研究日誌(2022/9/9)人の同一性について

■セオドア・サイダー「人の同一性」『形而上学レッスン』の最後に面白い一節を見つけたので、引用する。
-------------------------------------
‥‥ほとんどの日常的なケースでは、心理的連続性と人の同一性は一致している。パーフィットによれば、その理由は、人の同一性が枝分かれしない連続性にほかならないからであり、連続性がめったに枝分かれしないからだ。だが複製が生じるケースでは枝分かれしてしまっている。その場合には、あなたは存在しなくなるのである。でも、複製が生じるケースでは、存在しなくなることは悪いことではない。パーフィットはそう言う。あなた自身が存在し続けることはないとしても、それでも重要なことは何も失われない。心理的連続性はちゃんと保たれるからだ。(じっさい、あなたは二重に助かるのだ!)
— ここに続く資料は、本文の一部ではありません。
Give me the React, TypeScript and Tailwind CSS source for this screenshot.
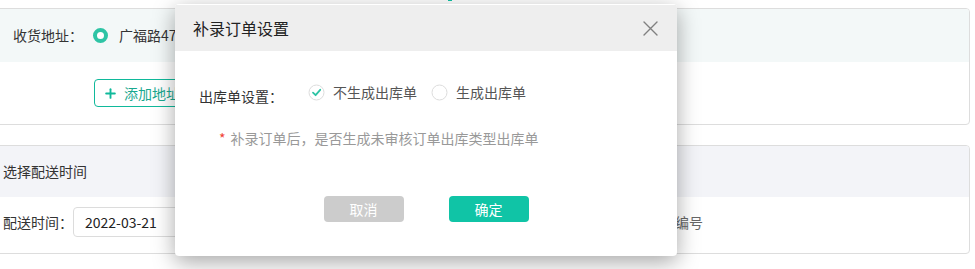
import { Plus } from 'lucide-react';

function CheckCircle() {
  return (
    <svg width="17" height="17" viewBox="0 0 17 17" className="shrink-0">
      <circle cx="8.5" cy="8.5" r="7.5" fill="#fff" stroke="#dcdcdc" strokeWidth="1" />
      <path d="M5 8.7 L7.6 11.2 L12.2 5.8" fill="none" stroke="#2ec4a5" strokeWidth="1.8" strokeLinecap="round" strokeLinejoin="round" />
    </svg>
  );
}

function EmptyCircle() {
  return (
    <svg width="17" height="17" viewBox="0 0 17 17" className="shrink-0">
      <circle cx="8.5" cy="8.5" r="7.5" fill="#fff" stroke="#dcdcdc" strokeWidth="1" />
    </svg>
  );
}

function CloseIcon() {
  return (
    <svg width="15" height="15" viewBox="0 0 15 15">
      <path d="M1 1 L14 14 M14 1 L1 14" stroke="#808080" strokeWidth="1.4" strokeLinecap="round" />
    </svg>
  );
}

function SupplementDialog() {
  return (
    <div className="absolute left-[175px] top-[4px] w-[502px] h-[252px] bg-white rounded-[4px] overflow-hidden shadow-[0_6px_22px_rgba(0,0,0,0.35)]">
      <div className="h-[46px] bg-[#eeeeee] flex items-center justify-between pl-[18px] pr-[19px] mt-px">
        <span className="text-[16px] text-[#222]">补录订单设置</span>
        <CloseIcon />
      </div>
      <div className="flex items-center pl-[24px] mt-[28px] h-[26px]">
        <span className="w-[109px] text-[14px] text-[#333] pt-[8px]">出库单设置：</span>
        <div className="flex items-center gap-[8px]">
          <CheckCircle />
          <span className="text-[14px] text-[#555]">不生成出库单</span>
        </div>
        <div className="flex items-center gap-[8px] ml-[14px]">
          <EmptyCircle />
          <span className="text-[14px] text-[#555]">生成出库单</span>
        </div>
      </div>
      <div className="flex items-start pl-[44px] mt-[22px] text-[14px]">
        <span className="text-[#f04134] mr-[5px] leading-[22px]">*</span>
        <span className="text-[#999] leading-[22px]">补录订单后，是否生成未审核订单出库类型出库单</span>
      </div>
      <div className="flex justify-center gap-[45px] mt-[47px]">
        <button type="button" className="w-[80px] h-[26px] rounded-[4px] bg-[#cccccc] text-white text-[14px]">
          取消
        </button>
        <button type="button" className="w-[80px] h-[26px] rounded-[4px] bg-[#10c4a6] text-white text-[14px]">
          确定
        </button>
      </div>
    </div>
  );
}

export default function App() {
  return (
    <div
      className="relative w-[975px] h-[269px] bg-white overflow-hidden"
      style={{ fontFamily: '"Noto Sans CJK SC", "Noto Sans", sans-serif' }}
    >
      <div className="h-[8px]">
        <div className="ml-[448px] w-[4px] h-px bg-[#10c4a6]" />
      </div>

      <div className="-ml-[8px] w-[978px] h-[117px] border border-[#dddddd] rounded-[4px] overflow-hidden">
        <div className="h-[53px] bg-[#f3f8f8] flex items-center pl-[20px]">
          <span className="w-[80px] text-[14px] text-[#333]">收货地址：</span>
          <span className="w-[15px] h-[15px] rounded-full border-[4px] border-[#2ec4a5] bg-white" />
          <span className="ml-[11px] text-[14px] text-[#333]">广福路47号</span>
        </div>
        <div className="pl-[101px] pt-[17px]">
          <button
            type="button"
            className="h-[28px] px-[8px] flex items-center gap-[6px] border border-[#10b99b] rounded-[4px] text-[14px] text-[#1aa88f]"
          >
            <Plus className="w-[15px] h-[15px] text-[#10b99b]" strokeWidth={3} />
            <span>添加地址</span>
          </button>
        </div>
      </div>

      <div className="-ml-[8px] mt-[20px] w-[978px] h-[109px] border border-[#dddddd] rounded-[4px] overflow-hidden">
        <div className="h-[51px] bg-[#f3f4f8] flex items-center pl-[10px]">
          <span className="text-[14px] text-[#333]">选择配送时间</span>
        </div>
        <div className="flex items-center pl-[10px] pt-[10px]">
          <span className="w-[70px] text-[14px] text-[#333]">配送时间：</span>
          <div className="w-[220px] h-[30px] border border-[#dcdcdc] rounded-[4px] flex items-center pl-[11px] text-[14px] text-[#222]">
            2022-03-21
          </div>
          <span className="ml-[354px] text-[14px] text-[#666]">订单编号</span>
        </div>
      </div>

      <SupplementDialog />
    </div>
  );
}
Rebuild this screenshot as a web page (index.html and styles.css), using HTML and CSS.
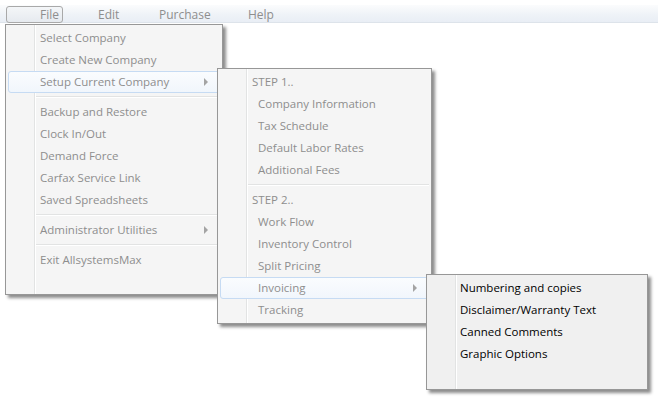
FILE: index.html
```html
<!DOCTYPE html>
<html>
<head>
<meta charset="utf-8">
<link rel="stylesheet" href="styles.css">
</head>
<body>
<div class="menubar">
  <div class="mb-item mb-file"><span class="mb-btn">File</span></div>
  <div class="mb-item mb-edit">Edit</div>
  <div class="mb-item mb-purchase">Purchase</div>
  <div class="mb-item mb-help">Help</div>
</div>

<div class="menu menu-main">
  <div class="item">Select Company</div>
  <div class="item">Create New Company</div>
  <div class="item active has-sub">Setup Current Company<span class="arrow"></span></div>
  <div class="sep"></div>
  <div class="item">Backup and Restore</div>
  <div class="item">Clock In/Out</div>
  <div class="item">Demand Force</div>
  <div class="item">Carfax Service Link</div>
  <div class="item">Saved Spreadsheets</div>
  <div class="sep"></div>
  <div class="item has-sub">Administrator Utilities<span class="arrow"></span></div>
  <div class="sep"></div>
  <div class="item">Exit AllsystemsMax</div>
  <div class="item blank"></div>
</div>

<div class="menu menu-setup">
  <div class="item">STEP 1..</div>
  <div class="item indent">Company Information</div>
  <div class="item indent">Tax Schedule</div>
  <div class="item indent">Default Labor Rates</div>
  <div class="item indent">Additional Fees</div>
  <div class="sep"></div>
  <div class="item">STEP 2..</div>
  <div class="item indent">Work Flow</div>
  <div class="item indent">Inventory Control</div>
  <div class="item indent">Split Pricing</div>
  <div class="item indent active has-sub">Invoicing<span class="arrow"></span></div>
  <div class="item indent">Tracking</div>
</div>

<div class="menu menu-invoice">
  <div class="item">Numbering and copies</div>
  <div class="item">Disclaimer/Warranty Text</div>
  <div class="item">Canned Comments</div>
  <div class="item">Graphic Options</div>
  <div class="item blank"></div>
</div>
</body>
</html>
```

FILE: styles.css
```css
html, body {
  margin: 0;
  padding: 0;
  background: #ffffff;
  font-family: "Open Sans", "Noto Sans", sans-serif;
  font-size: 11.5px;
  color: #8e8e8e;
}

.menubar {
  margin-top: 5px;
  width: 658px;
  height: 18px;
  display: flex;
  align-items: stretch;
  background: linear-gradient(to bottom, #fbfcfd 0%, #eef2f7 60%, #e9eef5 100%);
  border-bottom: 1px solid #dde3ea;
  box-sizing: border-box;
  font-size: 12px;
}

.mb-item {
  line-height: 19px;
  box-sizing: border-box;
  white-space: nowrap;
}

.mb-file {
  width: 63px;
  padding-left: 6px;
  padding-top: 1px;
}

.mb-btn {
  display: block;
  width: 57px;
  height: 17px;
  line-height: 15px;
  box-sizing: border-box;
  padding-left: 33px;
  border: 1px solid #a9a9a9;
  border-radius: 3px;
  background: linear-gradient(to bottom, #f4f6f8, #e6eaef);
}

.mb-edit { width: 60px; padding-left: 35px; }
.mb-purchase { width: 89px; padding-left: 36px; }
.mb-help { padding-left: 36px; }

.menu {
  position: absolute;
  box-sizing: border-box;
  border: 1px solid #979797;
  padding: 2px;
  background-color: #f5f5f5;
  background-image: linear-gradient(to right, transparent 28px, #e2e3e3 28px, #e2e3e3 29px, #ffffff 29px, #ffffff 30px, transparent 30px);
  box-shadow: 3px 3px 3px rgba(0, 0, 0, 0.45);
}

.menu-main { left: 5px; top: 24px; width: 218px; height: 271px; }
.menu-setup { left: 217px; top: 68px; width: 215px; height: 256px; }
.menu-invoice {
  left: 426px; top: 274px; width: 222px; height: 116px;
  background-color: #f0f0f0;
  color: #000000;
}

.item {
  height: 22px;
  line-height: 20px;
  padding-left: 31px;
  padding-bottom: 1px;
  box-sizing: border-box;
  white-space: nowrap;
  border: 1px solid transparent;
  border-radius: 3px;
  display: flex;
  align-items: center;
}

.menu-invoice .item { padding-left: 30px; }

.item.indent { padding-left: 37px; }

.item.active {
  border-color: #c6dbf3;
  background: linear-gradient(to bottom, #fafcfe 0%, #f1f6fc 100%);
}

.item.has-sub { justify-content: space-between; padding-right: 11px; }

.arrow {
  width: 0;
  height: 0;
  border-top: 4px solid transparent;
  border-bottom: 4px solid transparent;
  border-left: 4px solid #a4a4a4;
}

.sep {
  height: 0;
  margin: 3px 0 3px 28px;
  border-top: 1px solid #e2e3e3;
  border-bottom: 1px solid #ffffff;
}
```
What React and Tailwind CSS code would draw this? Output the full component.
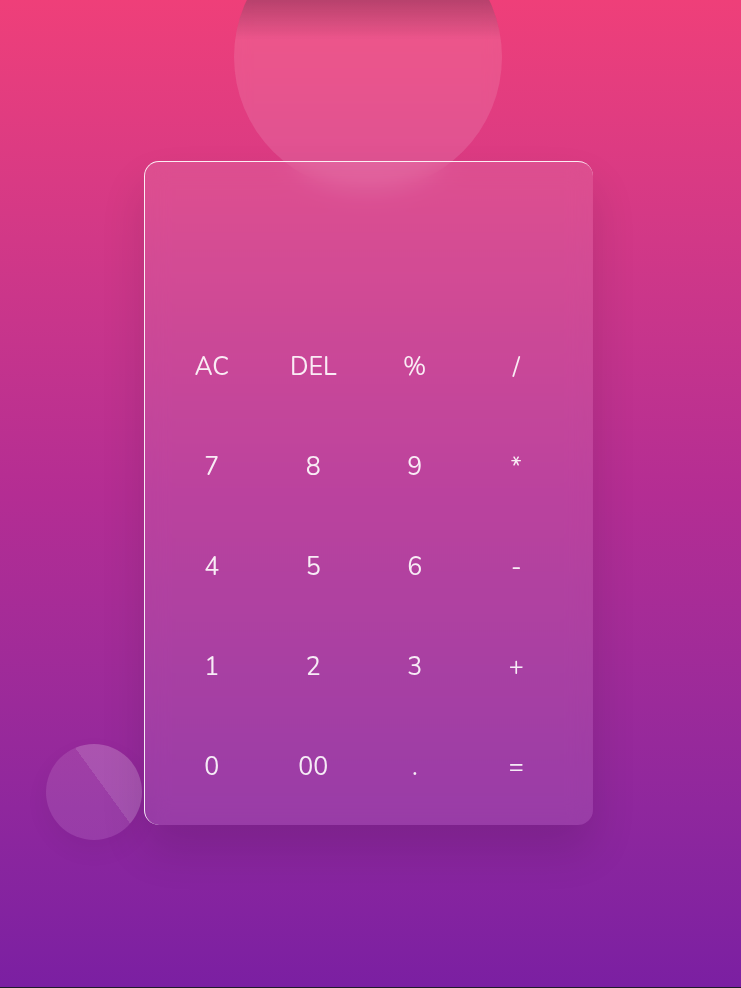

 パーフィットの見解は実に興味深く、意欲的だ。でも、完全に存在しなくなることも時にはたいしたことじゃないなんて、ほんとうに信じられるだろうか?そうするためには、日常的な信念をラディカルに変更することが必要になる。ほかの選択肢はないのだろうか?
 代わりに、人の同一性に関するほかの前提を考え直すこともできるだろう。もし元の人と、その人にとって代わる複数の人のあいだで同一性が成り立つと、とって代わる人はどれも同一人物だというおかしな結論が得られる。複製の議論では、そう前提されていた。だが、このおかしな結論が導かれるのは、人の同一性が数的な同一性である場合、つまり、数学のイコール記号(=)によって表されるものと同じである場合だけだ。この章の冒頭で、この二つは同じだと前提した。だが、ひょっとすると、これはまちがいかもしれない。「人の同一性」は実際には数的な同一性ではまったくなく、どんなささいな変化からも、数的に異なる人物が実際に生まれるのかもしれない。だとすると、枝分かれがあると人の同一性は失われると言う必要はない。前と同じように、人の「同一性」は連続性にほかならない(心理的連続性でも時空的連続性でもよいーーこのことは決めなければならないこととして残される)と言えるからだ。枝分かれが生じているケースでは、ただひとりの人と相異なる二人のあいだで、「人の同一性」という関係が成り立つこともありうるのだ。人の同一性が数的な同一性でなければ、これは別におかしなことではない。それでも、単なる質的な類似性(「彼は大学に行く前とは別の人間だ」)と、罰や期待や後悔と結びついた厳密な人の「同一性」は区別する必要がある。だが、この厳密な概念でさえ、数的な同一性よりは厳密ではないのである。
 赤ちゃんの頃の写真は自分と数的に異なる人の写真である。そんなことが本当に信じられるだろうか?このことにも信念のラディカルな変更が必要だ。だが時に哲学は、まさにそういうことを要求するのである。(pp.27-29)(セオドア・サイダー「人の同一性」『形而上学レッスン』(A.コニ― & S.サイダー著、小山虎訳、春秋社、2009)
---------------------------------
 これなら、de re のこのもの主義での可能世界相互の貫世界同定という難題を乗り切るのにも使えそうではないか。